Was this meditation? Or something else?

I was standing on a grassy path above the shore of a lake. There was a pear tree beside me, and I gazed around, then at the great golden pears hanging from the branches. Doing what felt right, I tugged one of those pears down and took a bite. Juice ran down my chin. The pear was ripe, sweet, perfect. I ate the whole thing.

Do you recognise this story yet?

I had no feeling whatsoever that I was still sitting on the couch, eyes closed, meditating. I wasn’t in that room anymore.

The water caught my attention next, and I walked down to where it lapped against the sandy beach and then I did something that always strikes me, looking back, as extraordinary. I was following my instincts, nothing more, and those instincts told me that if I wanted to cross this water to the island I could see out there in the lake, then I couldn’t go in the form I was in. I laid down on the sand, took a breath, then sat up again and looked down to see my sleeping body still there on the sand. Standing up, I stepped out of my body and gazed about until I spotted a rope leading into the water.

The rope was attached to a small, slim boat.

You know the rest of the story, if you’ve read The Singing.
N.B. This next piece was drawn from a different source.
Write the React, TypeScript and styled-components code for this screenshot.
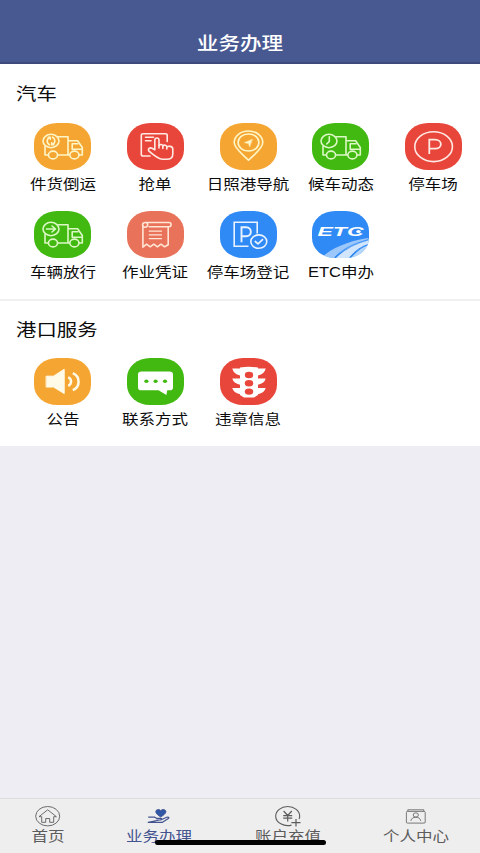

Ever since I had this experience (and you can be sure that I kept doing it, going back to that old woman who taught me, sitting with her cooking pot over the fire between us) I’ve not worried about whether I was doing meditation properly. Emptying my mind, I realised, didn’t have to be the only goal. I was supremely lucky in that shamanic journeying came so easily to me, but there are many ways and means to achieve journeying, and living in a world filled with spirit.

The world is a big place.

The world is a bigger place than we usually notice. To my mind, one of the best mediations we can perform, is to look at this big world of ours.

How do we do this?

Focus. Attention. Go for a walk – and it doesn’t have to be in nature, although that is where you can see more easily, but it works just as well in an urban environment.
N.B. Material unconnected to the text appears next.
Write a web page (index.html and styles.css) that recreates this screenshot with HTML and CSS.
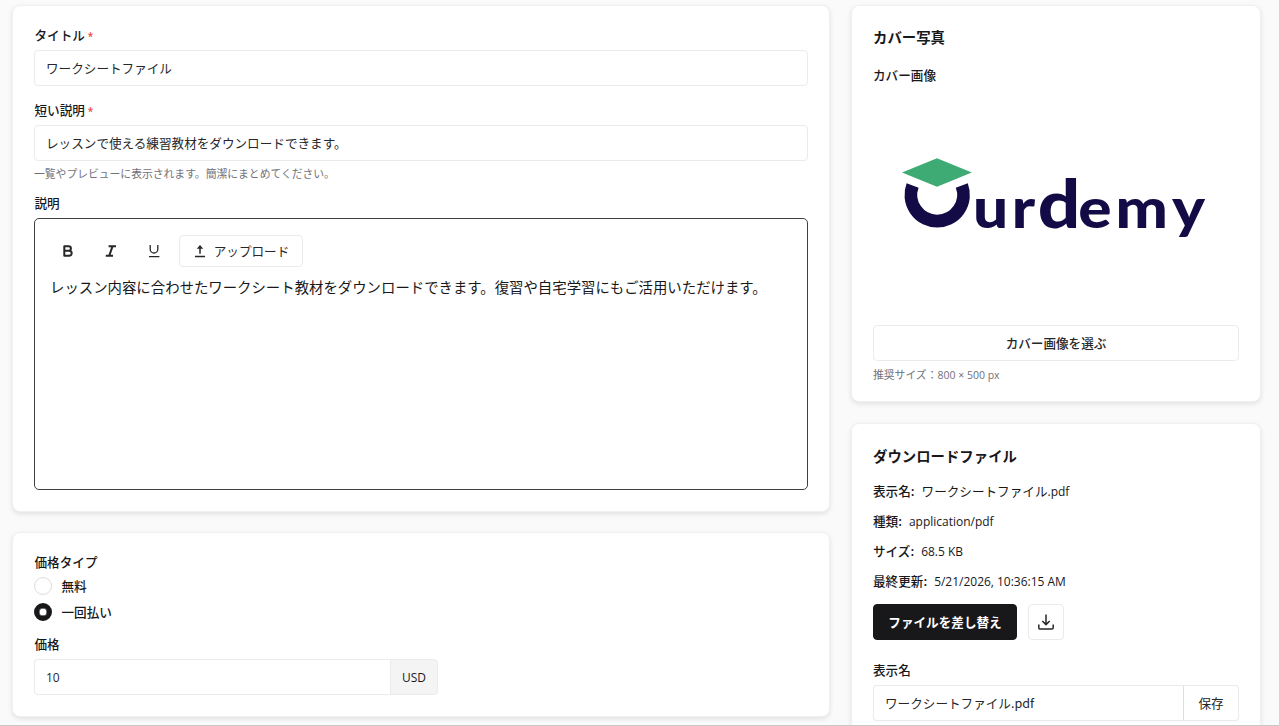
FILE: index.html
```html
<!DOCTYPE html>
<html lang="ja">
<head>
  <meta charset="UTF-8" />
  <meta name="viewport" content="width=device-width, initial-scale=1">
  <title>ワークシートファイル</title>
  <link rel="stylesheet" href="styles.css">
</head>

<body>
  <div class="page">
    <main class="column main">
      <section class="card">
        <label class="label" for="title">タイトル <span class="required">*</span></label>
        <input class="input" type="text" id="title" value="ワークシートファイル" />

        <label class="label next" for="short">短い説明 <span class="required">*</span></label>
        <input class="input" type="text" id="short" value="レッスンで使える練習教材をダウンロードできます。" />
        <p class="help">一覧やプレビューに表示されます。簡潔にまとめてください。</p>

        <div class="label description">説明</div>
        <div class="editor">
          <div class="toolbar">
            <button class="tool" aria-label="太字">
              <svg width="14" height="14" viewBox="0 0 14 14"><path d="M3.3 2.2H7.6a2.3 2.3 0 0 1 0 4.6H3.3zM3.3 6.8H8.2a2.5 2.5 0 0 1 0 5H3.3z" fill="none" stroke="currentColor" stroke-width="2" stroke-linejoin="round"/></svg>
            </button>
            <button class="tool" aria-label="斜体">
              <svg width="14" height="14" viewBox="0 0 14 14"><path d="M4.6 2.2h7.4M1.8 11.8h7.2M8.6 2.2L5.2 11.8" fill="none" stroke="currentColor" stroke-width="2"/></svg>
            </button>
            <button class="tool" aria-label="下線">
              <svg width="14" height="14" viewBox="0 0 14 14"><path d="M3.2 1v4.2a3.8 3.8 0 0 0 7.6 0V1M2 12.6h10.4" fill="none" stroke="currentColor" stroke-width="1.3"/></svg>
            </button>
            <button class="upload">
              <svg width="12" height="14" viewBox="0 0 12 14"><path d="M6 9.8V3M1 12.5h10" fill="none" stroke="currentColor" stroke-width="1.5"/><path d="M2.8 4.8L6 1l3.2 3.8z" fill="currentColor"/></svg>
              アップロード
            </button>
          </div>
          <div class="content">レッスン内容に合わせたワークシート教材をダウンロードできます。復習や自宅学習にもご活用いただけます。</div>
        </div>
      </section>

      <section class="card">
        <div class="label">価格タイプ</div>
        <label class="radio"><input type="radio" name="price-type" />無料</label>
        <label class="radio"><input type="radio" name="price-type" checked />一回払い</label>

        <label class="label price" for="price">価格</label>
        <div class="group price-group">
          <input class="input" type="text" id="price" value="10" />
          <span class="unit">USD</span>
        </div>
      </section>
    </main>

    <aside class="column">
      <section class="card cover-card">
        <h2>カバー写真</h2>
        <div class="label cover-label">カバー画像</div>
        <svg class="cover" viewBox="0 -1 366 229" role="img" aria-label="Ourdemy">
          <path d="M29 81.5L64 67.3L98.8 81.5L64 95.8z" fill="#3fab74"/>
          <path d="M39.6 94.5A26.3 26.3 0 1 0 88.8 94.5" fill="none" stroke="#130b45" stroke-width="12.8"/>
          <text class="logo-text" transform="scale(1.13 1)" x="88.6 122.7 145.8 181.6 214.7 264.6" y="137">ur<tspan class="logo-tall">d</tspan>emy</text>
        </svg>
        <button class="button wide">カバー画像を選ぶ</button>
        <p class="help">推奨サイズ：<span class="latin">800 × 500 px</span></p>
      </section>

      <section class="card file-card">
        <h2>ダウンロードファイル</h2>
        <dl class="details">
          <div><dt>表示名:</dt><dd>ワークシートファイル<span class="latin">.pdf</span></dd></div>
          <div><dt>種類:</dt><dd class="latin">application/pdf</dd></div>
          <div><dt>サイズ:</dt><dd class="latin">68.5 KB</dd></div>
          <div><dt>最終更新:</dt><dd class="latin">5/21/2026, 10:36:15 AM</dd></div>
        </dl>
        <div class="actions">
          <button class="button primary">ファイルを差し替え</button>
          <button class="button square" aria-label="ダウンロード">
            <svg width="18" height="18" viewBox="0 0 18 18"><path d="M9 1.5v10M5.3 8L9 11.6 12.7 8M1.8 11.5v3.2a1.4 1.4 0 0 0 1.4 1.4h11.6a1.4 1.4 0 0 0 1.4-1.4v-3.2" fill="none" stroke="currentColor" stroke-width="1.5"/></svg>
          </button>
        </div>
        <label class="label" for="filename">表示名</label>
        <div class="group">
          <input class="input" type="text" id="filename" value="ワークシートファイル.pdf" />
          <button class="save">保存</button>
        </div>
      </section>
    </aside>
  </div>
</body>
</html>
```
FILE: styles.css
```css
* {
  box-sizing: border-box;
}

body {
  margin: 0;
  background: #fafafa;
  color: #18181b;
  font-family: "Noto Sans CJK JP", sans-serif;
  font-size: 12.6px;
  line-height: 16px;
}

.page {
  display: grid;
  grid-template-columns: 818px 410px;
  gap: 21px;
  height: 726px;
  padding: 5px 0 0 12px;
  overflow: hidden;
  border-bottom: 1px solid #c8c8c8;
}

.column {
  display: flex;
  flex-direction: column;
  gap: 21px;
}

.main {
  gap: 20px;
}

.card {
  flex: none;
  padding: 21px;
  background: #fff;
  border: 1px solid #f0f0f1;
  border-radius: 8px;
  box-shadow: 0 2px 5px rgba(0, 0, 0, 0.1);
}

h2 {
  margin: 0;
  font-size: 14.4px;
  line-height: 20px;
  font-weight: 700;
}

.label {
  display: block;
  height: 16px;
  margin-bottom: 7px;
  font-weight: 500;
}

.main .label {
  padding-left: 0.5px;
}

.label.next {
  margin-top: 16px;
}

.required {
  color: #ef4444;
  font-family: "Open Sans", sans-serif;
  font-size: 10px;
  font-weight: 600;
  line-height: 1;
}

.input {
  display: block;
  width: 100%;
  height: 36px;
  padding: 0 11px 1px;
  background: #fff;
  border: 1px solid #ebebed;
  border-radius: 4px;
  color: #27272a;
  font-family: "Noto Sans CJK JP", sans-serif;
  font-size: 12.6px;
}

.help {
  margin: 4px 0 0;
  color: #71717a;
  font-size: 10.8px;
}

.latin,
.unit,
#price {
  font-family: "Open Sans", sans-serif;
  font-size: 0.95em;
}

#price {
  padding-bottom: 0;
  font-size: 12px;
}

.description {
  margin-top: 14px;
}

.editor {
  height: 272px;
  padding: 16px 15px;
  border: 1px solid #3f3f46;
  border-radius: 5px;
}

.toolbar {
  display: flex;
  align-items: center;
  height: 32px;
}

button {
  padding: 0;
  background: #fff;
  border: 1px solid #ebebed;
  border-radius: 4px;
  color: #27272a;
  font: inherit;
}

.tool {
  display: flex;
  align-items: center;
  justify-content: center;
  width: 35px;
  height: 32px;
  margin-right: 8px;
  border: 0;
}

.upload {
  display: flex;
  align-items: center;
  justify-content: center;
  gap: 8px;
  width: 124px;
  height: 32px;
  padding-left: 1px;
}

.content {
  margin-top: 8px;
  font-size: 14.4px;
  line-height: 24px;
}

.radio {
  display: flex;
  align-items: center;
  gap: 9.5px;
  height: 18px;
  margin-bottom: 8px;
  font-weight: 500;
}

.radio input {
  appearance: none;
  width: 18px;
  height: 18px;
  margin: 0;
  border: 1px solid #dedee0;
  border-radius: 50%;
}

.radio input:checked {
  border: 5px solid #18181b;
  box-shadow: inset 0 0 0 0.5px #18181b;
}

.label.price {
  margin-top: 15px;
}

.group {
  display: flex;
}

.group .input {
  flex: 1;
  border-right: 0;
  border-radius: 4px 0 0 4px;
}

.price-group {
  width: 404px;
}

.unit {
  width: 48px;
  height: 36px;
  background: #f4f4f5;
  border: 1px solid #ebebed;
  border-radius: 0 4px 4px 0;
  line-height: 35px;
  text-align: center;
}

.cover-card {
  height: 397px;
}

.cover-label {
  margin-top: 20px;
}

.cover {
  display: block;
  width: 366px;
  height: 229px;
}

.logo-text {
  fill: #130b45;
  font-family: Lato, sans-serif;
  font-size: 55px;
  font-weight: 900;
}

.logo-tall {
  font-size: 66px;
}

.button {
  height: 36px;
  font-weight: 500;
}

.wide {
  width: 100%;
  margin-top: 6px;
}

.cover-card .help {
  margin-top: 5px;
}

.cover-card .latin {
  font-size: 10.5px;
}

.file-card {
  padding-top: 22px;
}

.details {
  margin: 17px 0 15px;
}

.details div {
  display: flex;
  gap: 7px;
  height: 16px;
  margin-bottom: 14px;
}

dt {
  font-weight: 500;
}

dd {
  margin: 0;
}

dd.latin {
  line-height: 18px;
}

.actions {
  display: flex;
  gap: 11px;
  margin-bottom: 22px;
}

.primary {
  width: 144px;
  background: #18181b;
  border-color: #18181b;
  color: #fff;
  font-weight: 700;
}

.square {
  display: flex;
  align-items: center;
  justify-content: center;
  width: 36px;
}

.save {
  width: 56px;
  height: 36px;
  border-left-color: #dedee0;
  border-radius: 0 4px 4px 0;
}
```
Go for a walk, or find somewhere to sit where you won’t be disturbed. Outside is good when you’re starting out with this exercise, but it doesn’t have to be outside. It could be in your own living room. You can learn the art of seeing wherever you are.

Breathe. Relax. Let the tension flow from you. Breathe.

Then, the tricky part. Be focused. Give things around you your attention. But do it dispassionately. Don’t be invested in what you’re seeing. Just notice it all. Notice the tree in front of you. And while you’re looking at the tree, be aware that there is another tree in your peripheral vision. Notice the way the light slants in your kitchen window. And while you’re looking at the light, notice that you can also see the way the drinking glass on the counter gleams in your peripheral vision.

See it all at once. What you can’t quite see, pretend you can – as if you have eyes in the back of your head. There’s another tree there, and the knowledge of it prickles at you like seeing. There’s the kitchen door there, and you can feel it behind you almost like you can see it.

And all this time, you’re breathing, being quiet. Just looking. Just feeling what you see and know.

What’s there when you really look?

Things have light and weight and texture, you realise. There’s a weed growing up between the cracks of the footpath. The concrete of that building has a texture you can almost feel under your fingertips, even though you’re not touching it, and behind its wall, you can feel that there are rooms and corridors and stairs and people moving about, thinking, feeling, living.

And behind that tree, there is the shadow of a bird moving, and its song almost has weight on the air, as though the notes hang there a moment, some sort of sweet golden drizzle. Or perhaps the notes are blue, and waft away on the breeze.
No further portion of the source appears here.